John Blackwood's London residence had considerably widened the magazine's connection, and Edinburgh did not long retain its intellectual predominance. The second volume is therefore much more catholic in range. The first is almost exclusively concerned with Edinburgh and the original authors of the magazine,—the company who met at Ambrose's when the Noctes Ambrosiame were a reality. The legendary potations. however, had little enough actual existence, and as to the writing that was done soberly at home. It began with a sketch by Lockhart or Wilson, sent from one to the other to be filled in. Maginn took an active hand in the concoction when he was merely known as the owner of certain initials writing from the city of Cork. However in these days—for Maginn soon came to Edinburgh—the magazine was mainly written by a, group of men in close intercourse, and mostly by young men, as, indeed, its petulant exuberance would have led one to suppose. Of the chief contributors Mrs. Oliphant, having the firm's entire correspondence at her disposal, is able to give graphic sketches. Perhaps the most interesting figure of the group—setting aside Coleridge and De Qnincey as already only too familiar—is Maginn; the extreme type of the literary gladiator which Ireland has so often produced ; the man with scarce a penny to his name who lifts up his cudgel
or his rapier and defends with a kind of passionate earnest- ness, power, property, the established order, and whatever else is best able to defend itself; always on the side of respectability, always against the licentious rabble. Here are a few notes from his most entertaining letters written from London to William Blackwood in 1823 :—
" The faults of Maga—I am entitled to speak of them for various reasons—are, first, too much locality of allusion : I know a quantum suf. of such things is of great use in spreading a sale, but there is a limit. Secondly, occasional coarseness which annoys the Englishman. Thirdly, the attempts of minor correspondents to imitate the audacious puffery of the magazine which can be be done by W. only [Wilson]. To correct the three faults, let every number henceforward be written exclusively for London, forgetting that there is such a city in the world as Edinburgh. The Noctes will be sufficient for locality In London you are blamed for attacking obscure Londoners, most particularly Hazlitt. He is really too insignificant an animal. Make it a rule that his name never be mentioned by any of your friends. I for one will keep it."

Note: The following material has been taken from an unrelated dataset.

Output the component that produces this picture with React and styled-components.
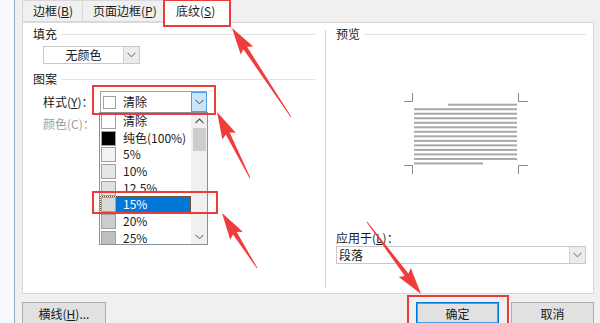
import styled, { createGlobalStyle } from 'styled-components';

const GlobalStyle = createGlobalStyle`
  html, body {
    margin: 0;
    padding: 0;
    background: #f0f0f0;
  }
  body {
    font-family: "Noto Sans CJK SC", "Microsoft YaHei", sans-serif;
    font-size: 12px;
    color: #1a1a1a;
  }
  * { box-sizing: border-box; }
`;

const patterns = [
    { label: '清除', color: '#ffffff' },
    { label: '纯色(100%)', color: '#000000' },
    { label: '5%', color: '#f2f2f2' },
    { label: '10%', color: '#e6e6e6' },
    { label: '12.5%', color: '#e0e0e0' },
    { label: '15%', color: '#d9d9d9', selected: true },
    { label: '20%', color: '#cccccc' },
    { label: '25%', color: '#bfbfbf' },
];

// red annotation arrows: tail -> tip
const arrows = [
    { from: [291, 117], to: [232, 28] },
    { from: [250, 178], to: [217, 112] },
    { from: [257, 268], to: [222, 213] },
    { from: [367, 222], to: [421, 294] },
];

const arrowPoints = ({ from, to }) => {
    const dx = to[0] - from[0];
    const dy = to[1] - from[1];
    const len = Math.hypot(dx, dy);
    const ux = dx / len;
    const uy = dy / len;
    const px = -uy;
    const py = ux;
    const headLen = 24;
    const bx = to[0] - ux * headLen;
    const by = to[1] - uy * headLen;
    const wx = to[0] - ux * (headLen + 3);
    const wy = to[1] - uy * (headLen + 3);
    const pts = [
        [from[0] + px * 0.4, from[1] + py * 0.4],
        [bx + px * 2.2, by + py * 2.2],
        [wx + px * 7.5, wy + py * 7.5],
        [to[0], to[1]],
        [wx - px * 7.5, wy - py * 7.5],
        [bx - px * 2.2, by - py * 2.2],
        [from[0] - px * 0.4, from[1] - py * 0.4],
    ];
    return pts.map((p) => p.map((v) => v.toFixed(1)).join(',')).join(' ');
};

const ChevronDown = ({ color = '#606060' }) => (
    <svg width="9" height="6" viewBox="0 0 9 6">
        <path d="M0.5 0.8 L4.5 4.8 L8.5 0.8" fill="none" stroke={color} strokeWidth="1" />
    </svg>
);

const ChevronUp = () => (
    <svg width="9" height="6" viewBox="0 0 9 6">
        <path d="M0.5 5.2 L4.5 1.2 L8.5 5.2" fill="none" stroke="#505050" strokeWidth="1.2" />
    </svg>
);

const Preview = () => {
    const lines = [];
    for (let i = 0; i < 14; i++) {
        const y = 11.7 + 4.52 * i;
        let x1 = 10;
        let x2 = 113;
        if (i === 0) x1 = 44;
        if (i === 13) x2 = 79;
        lines.push(<rect key={i} x={x1} y={y} width={x2 - x1} height="2" fill="#a8a8a8" />);
    }
    return (
        <PreviewSvg width="126" height="82" viewBox="0 0 126 82">
            <g stroke="#8a8a8a" strokeWidth="1" fill="none">
                <path d="M8.5 1 V9.5 H0" />
                <path d="M114.5 1 V9.5 H124" />
                <path d="M0 73.5 H8.5 V82" />
                <path d="M124 73.5 H114.5 V82" />
            </g>
            {lines}
        </PreviewSvg>
    );
};

const App = () => {
    return (
        <>
            <GlobalStyle />
            <Screen>
                <LeftStrip />
                <Main>
                    <TabRow>
                        <Tab $w={61}>
                            边框(<Key>B</Key>)
                        </Tab>
                        <Tab $w={82}>
                            页面边框(<Key>P</Key>)
                        </Tab>
                        <Tab $w={67} $active>
                            底纹(<Key>S</Key>)
                        </Tab>
                    </TabRow>

                    <Panel>
                        <LeftCol>
                            <SectionHeader>填充</SectionHeader>
                            <FillSelect>
                                <FillText>无颜色</FillText>
                                <ArrowBox>
                                    <ChevronDown />
                                </ArrowBox>
                            </FillSelect>

                            <SectionHeader $top={7}>图案</SectionHeader>
                            <FieldRow $top={4}>
                                <FieldLabel>
                                    样式(<Key>Y</Key>)：
                                </FieldLabel>
                                <ComboWrap>
                                    <Combo>
                                        <Swatch $color="#ffffff" $size={13} />
                                        <ComboText>清除</ComboText>
                                        <ComboArrow>
                                            <ChevronDown color="#404040" />
                                        </ComboArrow>
                                    </Combo>
                                    <DropList>
                                        <Items>
                                            {patterns.map((p) => (
                                                <Item key={p.label} $selected={p.selected}>
                                                    <Swatch $color={p.color} $size={15} />
                                                    <ItemLabel $selected={p.selected}>{p.label}</ItemLabel>
                                                </Item>
                                            ))}
                                        </Items>
                                        <ScrollBar>
                                            <ScrollBtn>
                                                <ChevronUp />
                                            </ScrollBtn>
                                            <Thumb />
                                            <ScrollSpacer />
                                            <ScrollBtn>
                                                <ChevronDown color="#505050" />
                                            </ScrollBtn>
                                        </ScrollBar>
                                    </DropList>
                                </ComboWrap>
                            </FieldRow>
                            <FieldRow $top={3}>
                                <FieldLabel $disabled>颜色(C)：</FieldLabel>
                            </FieldRow>
                        </LeftCol>

                        <Divider />

                        <RightCol>
                            <SectionHeader>预览</SectionHeader>
                            <Preview />
                            <ApplyBlock>
                                <ApplyLabel>
                                    应用于(<Key>L</Key>)：
                                </ApplyLabel>
                                <ApplySelect>
                                    <ApplyText>段落</ApplyText>
                                    <ArrowBox>
                                        <ChevronDown />
                                    </ArrowBox>
                                </ApplySelect>
                            </ApplyBlock>
                        </RightCol>
                    </Panel>

                    <Footer>
                        <Button $w={84}>
                            横线(<Key>H</Key>)...
                        </Button>
                        <FooterRight>
                            <Button $w={83} $primary>
                                确定
                            </Button>
                            <Button $w={83}>取消</Button>
                        </FooterRight>
                    </Footer>
                </Main>

                <Annotations width="600" height="323" viewBox="0 0 600 323">
                    <g fill="none" stroke="#ec3b3b" strokeWidth="2">
                        <rect x="164" y="0" width="66" height="26" />
                        <rect x="93" y="86" width="122" height="28" />
                        <rect x="93" y="192" width="124" height="21" />
                        <rect x="408" y="296" width="100" height="28" />
                    </g>
                    {arrows.map((a, i) => (
                        <polygon key={i} points={arrowPoints(a)} fill="#ef3d3d" />
                    ))}
                </Annotations>
            </Screen>
        </>
    );
};

const Screen = styled.div`
    position: relative;
    width: 600px;
    height: 323px;
    overflow: hidden;
    display: flex;
    background: #f0f0f0;
`;

const LeftStrip = styled.div`
    width: 15px;
    flex: 0 0 15px;
    background: #f8f9fb;
    border-right: 1px solid #93aecd;
`;

const Main = styled.div`
    flex: 1;
    display: flex;
    flex-direction: column;
    padding: 0 6px 0 7px;
`;

const TabRow = styled.div`
    display: flex;
    align-items: flex-end;
    height: 22px;
    flex: 0 0 22px;
`;

const Tab = styled.div`
    position: relative;
    width: ${(p) => p.$w}px;
    height: ${(p) => (p.$active ? 25 : 22)}px;
    margin-left: -1px;
    margin-bottom: ${(p) => (p.$active ? -1 : 0)}px;
    padding-left: ${(p) => (p.$active ? 12 : 10)}px;
    padding-top: ${(p) => (p.$active ? 4 : 2)}px;
    background: ${(p) => (p.$active ? '#ffffff' : '#f0f0f0')};
    border: 1px solid #d9d9d9;
    border-bottom: ${(p) => (p.$active ? 'none' : '1px solid #d9d9d9')};
    z-index: ${(p) => (p.$active ? 1 : 0)};
    white-space: nowrap;
    line-height: 16px;
    &:first-child {
        margin-left: 0;
    }
`;

const Key = styled.span`
    text-decoration: underline;
    text-underline-offset: 1px;
`;

const Panel = styled.div`
    flex: 0 0 272px;
    display: flex;
    background: #ffffff;
    border: 1px solid #d9d9d9;
`;

const LeftCol = styled.div`
    width: 302px;
    flex: 0 0 302px;
    padding: 3px 10px 0 10px;
    display: flex;
    flex-direction: column;
`;

const SectionHeader = styled.div`
    display: flex;
    align-items: center;
    gap: 4px;
    height: 16px;
    line-height: 16px;
    margin-top: ${(p) => p.$top || 0}px;
    &::after {
        content: '';
        flex: 1;
        height: 1px;
        background: #e2e2e2;
    }
`;

const FillSelect = styled.div`
    display: flex;
    width: 97px;
    height: 18px;
    margin: 4px 0 0 10px;
    border: 1px solid #c9c9c9;
    background: #fff;
`;

const FillText = styled.div`
    flex: 1;
    text-align: center;
    line-height: 16px;
`;

const ArrowBox = styled.div`
    width: 16px;
    display: flex;
    align-items: center;
    justify-content: center;
    background: #ececec;
    border-left: 1px solid #d2d2d2;
`;

const FieldRow = styled.div`
    display: flex;
    align-items: center;
    margin-top: ${(p) => p.$top}px;
    padding-left: 10px;
`;

const FieldLabel = styled.div`
    width: 57px;
    flex: 0 0 57px;
    line-height: 16px;
    white-space: nowrap;
    color: ${(p) => (p.$disabled ? '#9d9d9d' : '#1a1a1a')};
`;

const ComboWrap = styled.div`
    position: relative;
`;

const Combo = styled.div`
    display: flex;
    align-items: center;
    width: 107px;
    height: 22px;
    padding-left: 2px;
    border: 1px solid #a3a3a3;
    background: #fff;
`;

const Swatch = styled.div`
    width: ${(p) => p.$size}px;
    height: ${(p) => p.$size}px;
    flex: 0 0 ${(p) => p.$size}px;
    background: ${(p) => p.$color};
    border: 1px solid #a0a0a0;
`;

const ComboText = styled.div`
    flex: 1;
    padding-left: 7px;
    line-height: 16px;
`;

const ComboArrow = styled.div`
    width: 16px;
    height: 20px;
    margin-right: -1px;
    display: flex;
    align-items: center;
    justify-content: center;
    background: #cce4f7;
    border: 1px solid #4e9ee0;
`;

const DropList = styled.div`
    position: absolute;
    top: 21px;
    left: -1px;
    width: 109px;
    height: 133px;
    display: flex;
    overflow: hidden;
    background: #fff;
    border: 1px solid #8a8f98;
    z-index: 2;
`;

const Items = styled.div`
    flex: 1;
    display: flex;
    flex-direction: column;
`;

const Item = styled.div`
    display: flex;
    align-items: center;
    height: 16.7px;
    flex: 0 0 16.7px;
    padding-left: 1px;
    outline: ${(p) => (p.$selected ? '1px dotted #6b4a2a' : 'none')};
    outline-offset: -1px;
`;

const ItemLabel = styled.div`
    flex: 1;
    height: 100%;
    padding-left: 7px;
    line-height: 16.7px;
    white-space: nowrap;
    background: ${(p) => (p.$selected ? '#0078d7' : 'transparent')};
    color: ${(p) => (p.$selected ? '#ffffff' : '#1a1a1a')};
`;

const ScrollBar = styled.div`
    width: 16px;
    flex: 0 0 16px;
    display: flex;
    flex-direction: column;
    align-items: center;
    background: #f0f0f0;
`;

const ScrollBtn = styled.div`
    height: 15px;
    width: 100%;
    display: flex;
    align-items: center;
    justify-content: center;
`;

const Thumb = styled.div`
    width: 13px;
    height: 23px;
    background: #cdcdcd;
`;

const ScrollSpacer = styled.div`
    flex: 1;
`;

const Divider = styled.div`
    width: 1px;
    margin: 7px 0 5px;
    background: #d6d6d6;
`;

const RightCol = styled.div`
    flex: 1;
    display: flex;
    flex-direction: column;
    padding: 3px 7px 0 10px;
`;

const PreviewSvg = styled.svg`
    display: block;
    margin: 50px 0 0 68px;
`;

const ApplyBlock = styled.div`
    margin-top: auto;
    padding-bottom: 29px;
`;

const ApplyLabel = styled.div`
    line-height: 16px;
`;

const ApplySelect = styled.div`
    display: flex;
    height: 18px;
    border: 1px solid #c9c9c9;
    background: #fff;
`;

const ApplyText = styled.div`
    flex: 1;
    padding-left: 2px;
    line-height: 16px;
`;

const Footer = styled.div`
    display: flex;
    justify-content: space-between;
    padding-top: 8px;
`;

const FooterRight = styled.div`
    display: flex;
    gap: 12px;
`;

const Button = styled.div`
    width: ${(p) => p.$w}px;
    height: 22px;
    display: flex;
    align-items: center;
    justify-content: center;
    background: #e1e1e1;
    border: 1px solid ${(p) => (p.$primary ? '#0078d7' : '#adadad')};
    box-shadow: ${(p) => (p.$primary ? 'inset 0 0 0 1px #4da0e6' : 'none')};
    white-space: nowrap;
`;

const Annotations = styled.svg`
    position: absolute;
    left: 0;
    top: 0;
    pointer-events: none;
    z-index: 5;
`;

export default App;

Here is another example. Blackwood had quarrelled with Galt, and was also on chilly terms with Murray. Magian suggests that Croker, who was friendly, should be used as a medium to renew communications with Murray, and that Maginn should be himself accredited to Croker " The devil is in the dice if I should not mystify him famously as to who the author of
the libels, &c., of Maga are, for I'd tell him, after swearing him not to disclose a word, that Galt was the man principally
engaged, then Hogg,—that W. and L. [Wilson and Lockhart] were the most innocent people in the world. Write me word what you think of this idea." Morality was not squeamish in those days, but Mr. Blackwood was not the man to put responsibility secretly on the wrong shoulders because the shoulders belonged to a discarded contributor. Yet, dis- reputable as Maginn was, we are not sure that Wilson comes better out of the revelations; he abused Scott anonymously, who procured him his professorship, and Wordsworth, whose guest he had been the week before. Hogg, of course, was a poor creature. Lockhart, of the early set, comes best out of the business ; but it is a certain relief to turn from these swashbuckling times to a milder generation.
It was in Blackwood that Amos Barton appeared, to be followed by Scenes of Clerical Life, and in due time by Adam Bede. There is an amusing note from Major Blackwood :— "I have just returned from Richmond. G. E. did not show. He is such a timid fellow, Lewes said. I saw," adds the Major, "a Mrs. Lewes," who was no doubt the timid fellow in propria persona enjoying the mystification. For all that, the "timid fellow" wrote exceedingly businesslike letters to his publishers, and stood manfully on his claims. Here also is much relating to Bulwer Lytton,—perhaps no longer a name of much interest. Yet it is funny to hear what this professed dandy had to say when he was to speak at a public dinner in Edinburgh :— " Pray let me express a hope that the Music Hall will not be crowded with ladies,—they always throw a chill upon every audience. Accustomed to talk, it bores them to listen ; and their unaccustomed and frigid silence stifles every attempt at a cheer which the labouring orator vainly endeavours to provoke. If these fair refrigerators are to be numerous, I hope they will be ranged together and not interspersed throughout so as to have the whole assembly despoiled of any spark of electricity by non- conductors of silk or muslin."
But by far the most delightful character who figures in these pages is Samuel Warren. His amazing vanity; the enthusiasm
with which he repeats a commendation from the Times, and hints at other and more high-placed commendations ; the naïve despair with which he laments when the Blackwoods, alter their fashion, ruthlessly retrench his work ; the bland self-complacency with which he claims to be merely "the honourable rival" of Dickens,—all these traits are given—by himself—with such a full brush, with such complete self- portraiture, that he is, as the French say, impayable,—a
priceless absurdity ; and the attitude of the Blackwoods towards this "gesturing idiot" (to borrow a phrase from Stevenson) is the oddest mixture of laughter and veneration.
But space fails for further quotation. For a last word, the record is one eminently pleasant to read, candid in its avowal of errors, most generous in its recognition of good service; and as a piece of literary work, in its masterly use of materials, a most honourable conclusion to the long lifetime spent by Mrs. Oliphant in so close association with the house whose fortunes she has chronicled.